Paraíso da impunidade
Cresci em uma ditadura militar violenta e corrupta. Tempos ainda piores —muito, mas muuuuito piores— do que os nossos tenebrosos dias atuais. Uma época em que nem havia investigação e processo contra criminosos no poder, com o Ministério Público refém do governo autoritário e a imprensa censurada. O país era um destino procurado por bandidos estrangeiros endinheirados, que vinham para cá com a certeza da impunidade.
O famoso ladrão inglês Ronald Biggs chegou ao Brasil em 1970 e aqui viveu, como celebridade, até 2001. Até o monstro nazista Josef Mengele encontrou paz por essas bandas, sob nome falso, e só foi descoberto anos após sua morte, ocorrida durante banho de mar em Bertioga, em 1979.
Nesse contexto, eram comuns filmes de Hollywood em que mafiosos fugiam para o Brasil para gozar a boa vida com a grana de seus golpes.
O país evoluiu em vários aspectos, e o estado de direito foi restabelecido, mas só em parte. Uma vasta parcela da população, sobretudo a de pobres e negros, ainda é cotidianamente violentada, enquanto criminosos grãfinos contam com inúmeros recursos protelatórios para evitar serem presos. E, nas raras vezes em que isso ocorre, logo são beneficiados com prisões domiciliares, em mansões que mais parecem spas.
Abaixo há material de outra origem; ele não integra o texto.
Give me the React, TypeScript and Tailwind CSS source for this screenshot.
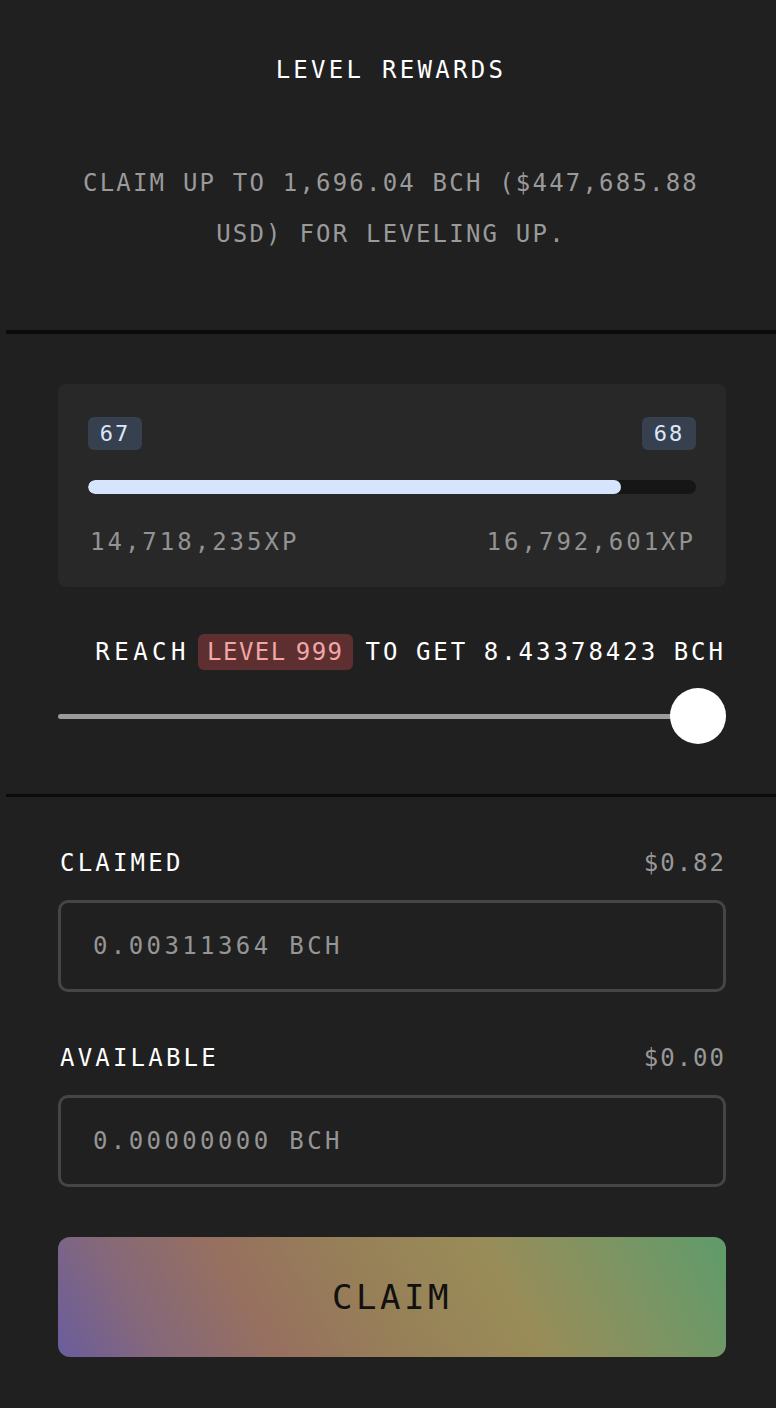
import React from "react"

const font = "font-['DejaVu_Sans_Mono','Liberation_Mono',monospace]"

function AmountRow({ label, usd, value }: { label: string; usd: string; value: string }) {
    return (
        <div className="flex flex-col">
            <div className="flex items-center justify-between h-[30px]">
                <span className="pl-[2px] text-[24px] leading-[30px] tracking-[3.2px] text-white">{label}</span>
                <span className="text-[24px] leading-[30px] tracking-[2px] text-[#989898]">{usd}</span>
            </div>
            <div className="mt-[22px] h-[92px] rounded-[10px] border-[3px] border-[#454545] flex items-center pl-[32px]">
                <span className="text-[24px] tracking-[3.4px] text-[#959595]">{value}</span>
            </div>
        </div>
    )
}

export default function App() {
    const progress = (621 - 88) / (696 - 88)

    return (
        <div className={`${font} min-h-[1408px] w-full bg-[#202020] pl-[6px]`}>
            {/* header */}
            <div className="h-[330px] flex flex-col items-center pt-[54px]">
                <h1 className="text-[24px] leading-[32px] tracking-[3.3px] text-white">LEVEL REWARDS</h1>
                <p className="mt-[72px] text-center text-[24px] leading-[51px] tracking-[2.2px] text-[#9a9a9a]">
                    CLAIM UP TO 1,696.04 BCH ($447,685.88
                    <br />
                    USD) FOR LEVELING UP.
                </p>
            </div>
            <div className="h-[4px] bg-[#0b0b0b]" />

            {/* level progress */}
            <div className="pl-[52px] pr-[50px] pt-[50px] pb-[50px]">
                <div className="h-[203px] rounded-[8px] bg-[#282828] px-[30px] pt-[33px]">
                    <div className="flex justify-between">
                        <span className="h-[33px] w-[54px] rounded-[6px] bg-[#36404f] flex items-center justify-center text-[22px] tracking-[2px] text-[#dce7fb]">
                            67
                        </span>
                        <span className="h-[33px] w-[54px] rounded-[6px] bg-[#36404f] flex items-center justify-center text-[22px] tracking-[2px] text-[#dce7fb]">
                            68
                        </span>
                    </div>
                    <div className="mt-[30px] h-[14px] rounded-full bg-[#161616] overflow-hidden">
                        <div className="h-full rounded-full bg-[#d6e4fd]" style={{ width: `${progress * 100}%` }} />
                    </div>
                    <div className="mt-[30px] flex justify-between text-[24px] tracking-[3px] text-[#939393]">
                        <span className="pl-[2px]">14,718,235XP</span>
                        <span>16,792,601XP</span>
                    </div>
                </div>

                <div className="mt-[47px] flex items-center justify-end h-[36px] text-[24px] text-white">
                    <span className="tracking-[4.5px]">REACH</span>
                    <span className="ml-[8px] h-[36px] rounded-[6px] bg-[#5d2f30] px-[9px] flex items-center tracking-[1.5px] [word-spacing:-7px] text-[#f2a6a6]">
                        LEVEL 999
                    </span>
                    <span className="ml-[13px] tracking-[3px] [word-spacing:-2px]">TO GET 8.43378423 BCH</span>
                </div>

                <div className="mt-[18px] relative h-[56px] flex items-center">
                    <div className="h-[5px] w-full rounded-full bg-[#9b9b9b]" />
                    <div className="absolute right-0 top-0 h-[56px] w-[56px] rounded-full bg-white" />
                </div>
            </div>
            <div className="h-[3px] bg-[#0b0b0b]" />

            {/* amounts */}
            <div className="pl-[52px] pr-[50px] pt-[51px] pb-[51px] flex flex-col">
                <AmountRow label="CLAIMED" usd="$0.82" value="0.00311364 BCH" />
                <div className="mt-[51px]">
                    <AmountRow label="AVAILABLE" usd="$0.00" value="0.00000000 BCH" />
                </div>
                <button className="mt-[50px] h-[120px] w-full rounded-[12px] bg-[linear-gradient(61deg,#6a5d9d_0%,#85687a_14%,#97705f_30%,#978058_48%,#998c58_66%,#7f9462_82%,#5f9b6b_100%)] flex items-center justify-center">
                    <span className="text-[34px] tracking-[3.5px] text-[#111111]">CLAIM</span>
                </button>
            </div>
        </div>
    )
}
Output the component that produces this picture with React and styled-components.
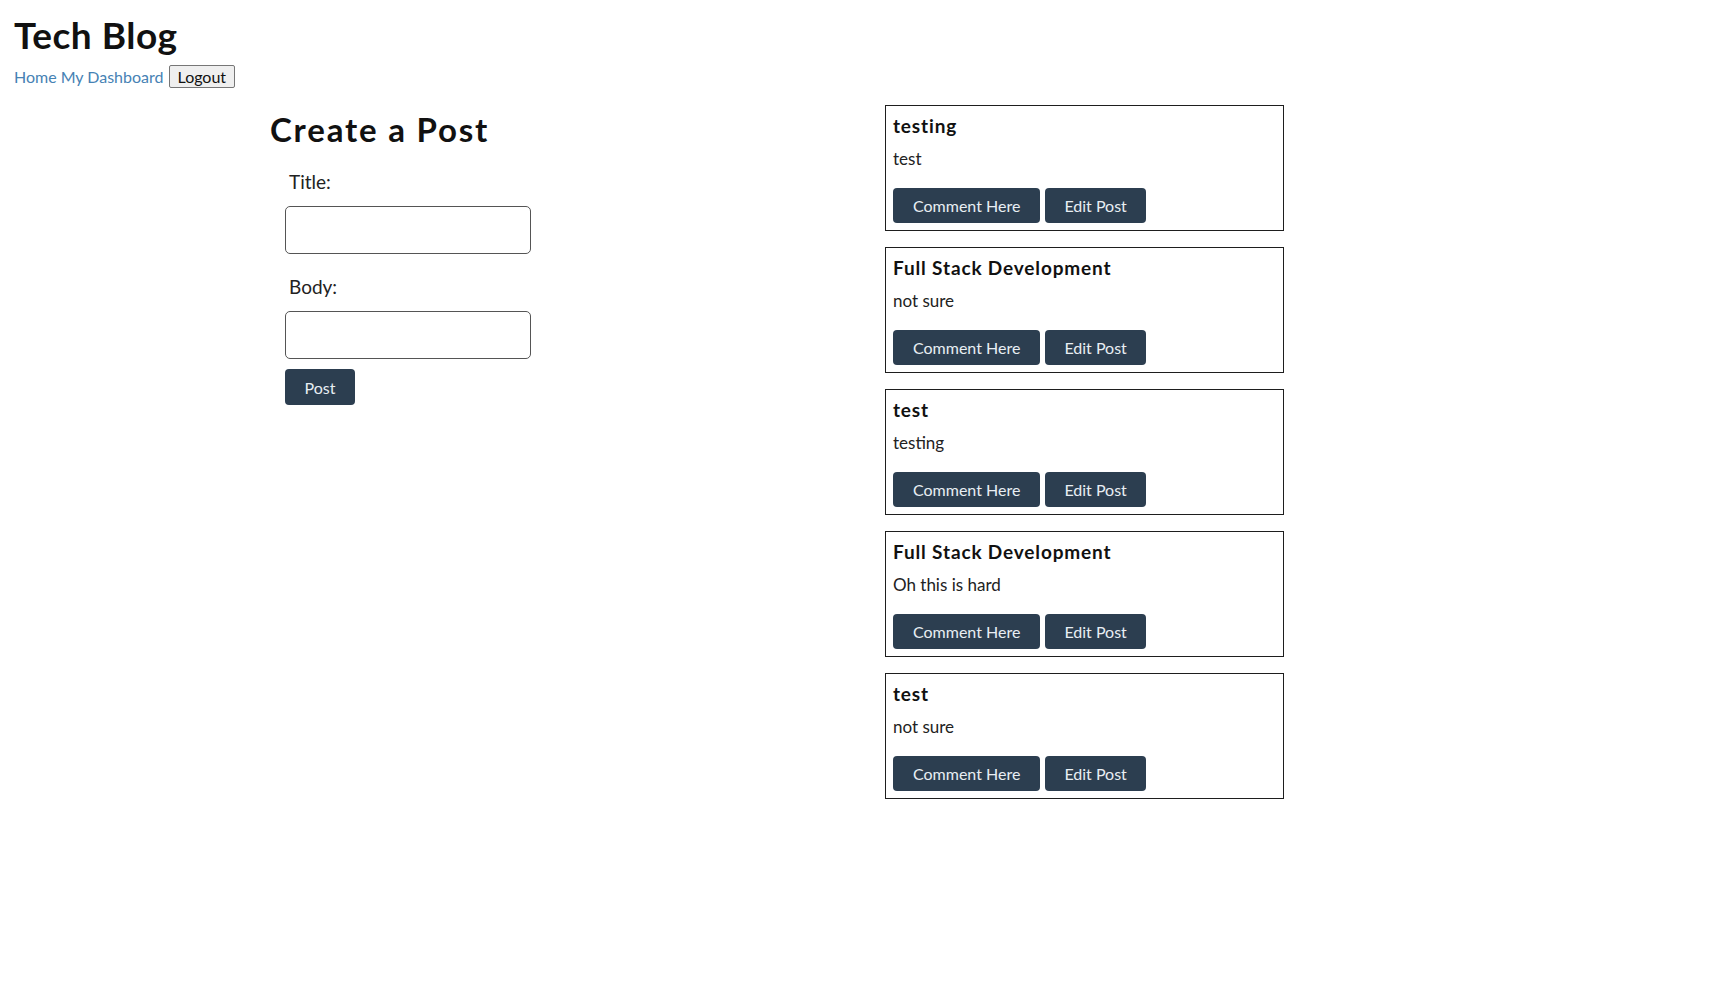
import React from 'react';
import styled, { createGlobalStyle } from 'styled-components';

const GlobalStyle = createGlobalStyle`
  html, body {
    margin: 0;
    padding: 0;
    background: #ffffff;
  }

  body {
    font-family: Lato, "Open Sans", sans-serif;
    color: #151515;
  }
`;

// data
const posts = [
  { id: 1, title: 'testing', body: 'test' },
  { id: 2, title: 'Full Stack Development', body: 'not sure' },
  { id: 3, title: 'test', body: 'testing' },
  { id: 4, title: 'Full Stack Development', body: 'Oh this is hard' },
  { id: 5, title: 'test', body: 'not sure' }
];

// header
const Header = styled.header`
  padding: 13px 0 0 14px;
`;

const SiteTitle = styled.h1`
  margin: 0;
  font-size: 37px;
  line-height: 44px;
  font-weight: 700;
  letter-spacing: 0.5px;
  color: #111;
`;

const Nav = styled.nav`
  display: flex;
  align-items: center;
  gap: 4px;
  margin-top: 8px;
  font-size: 16px;
`;

const NavLink = styled.a`
  color: #4682b4;
  text-decoration: none;
  cursor: pointer;
`;

const LogoutButton = styled.button`
  height: 23px;
  margin-left: 1px;
  padding: 0 8px;
  font-family: inherit;
  font-size: 16px;
  color: #111;
  background: #efefef;
  border: 1px solid #767676;
  border-radius: 2px;
`;

// layout
const Main = styled.main`
  display: flex;
  align-items: flex-start;
  margin-top: 17px;
  padding-left: 270px;
`;

const FormColumn = styled.section`
  width: 615px;
`;

const FormHeading = styled.h2`
  margin: 4px 0 0;
  font-size: 33px;
  line-height: 40px;
  font-weight: 700;
  letter-spacing: 1.8px;
  color: #111;
`;

const PostForm = styled.form`
  display: flex;
  flex-direction: column;
  align-items: flex-start;
  padding-left: 15px;
`;

const Label = styled.label`
  margin: 21px 0 12px;
  padding-left: 4px;
  font-size: 19px;
  line-height: 24px;
  color: #222;
`;

const TextInput = styled.input`
  box-sizing: border-box;
  width: 246px;
  height: 48px;
  border: 1px solid #555;
  border-radius: 5px;
  font-family: inherit;
  font-size: 16px;
`;

const DarkButton = styled.button`
  height: ${({ $h }) => $h || 35}px;
  padding: 0 ${({ $px }) => $px ?? 20}px;
  font-family: inherit;
  font-size: 16px;
  color: #e8eef3;
  background: #2c3e50;
  border: none;
  border-radius: 4px;
  cursor: pointer;
`;

const SubmitButton = styled(DarkButton)`
  width: 70px;
  margin-top: 10px;
`;

// posts
const PostList = styled.section`
  display: flex;
  flex-direction: column;
  gap: 16px;
`;

const PostCard = styled.article`
  box-sizing: border-box;
  width: 399px;
  height: 126px;
  padding: 8px 7px 7px;
  border: 1px solid #1e1e1e;
`;

const PostTitle = styled.h3`
  margin: 0;
  font-size: 19px;
  line-height: 24px;
  font-weight: 700;
  letter-spacing: 0.85px;
  color: #111;
`;

const PostBody = styled.p`
  margin: 10px 0 0;
  font-size: 17px;
  line-height: 22px;
  color: #222;
`;

const Actions = styled.div`
  display: flex;
  gap: 5px;
  margin-top: 18px;
`;

const App = () => (
  <>
    <GlobalStyle />
    <Header>
      <SiteTitle>Tech Blog</SiteTitle>
      <Nav>
        <NavLink>Home</NavLink>
        <NavLink>My Dashboard</NavLink>
        <LogoutButton>Logout</LogoutButton>
      </Nav>
    </Header>
    <Main>
      <FormColumn>
        <FormHeading>Create a Post</FormHeading>
        <PostForm onSubmit={(e) => e.preventDefault()}>
          <Label htmlFor="post-title">Title:</Label>
          <TextInput id="post-title" type="text" />
          <Label htmlFor="post-body">Body:</Label>
          <TextInput id="post-body" type="text" />
          <SubmitButton $h={36} $px={0} type="submit">
            Post
          </SubmitButton>
        </PostForm>
      </FormColumn>
      <PostList>
        {posts.map((post) => (
          <PostCard key={post.id}>
            <PostTitle>{post.title}</PostTitle>
            <PostBody>{post.body}</PostBody>
            <Actions>
              <DarkButton>Comment Here</DarkButton>
              <DarkButton $px={19}>Edit Post</DarkButton>
            </Actions>
          </PostCard>
        ))}
      </PostList>
    </Main>
  </>
);

export default App;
A gente sabe de tudo isso, mas, mesmo assim, a desfaçatez do ex-presidente da CBF, Ricardo Teixeira, é um tapa na nossa cara. “Tem lugar mais seguro que o Brasil? Vou fugir de quê, se aqui não sou acusado de nada?”, disse o cartola à “Folha de S.Paulo”. Assim como seu comparsa, Marco Polo Del Nero, que não viaja ao exterior nem para cumprir os deveres do cargo.
Não há dúvida: continuamos a ser o paraíso da impunidade e cenário para filmes de fugitivos.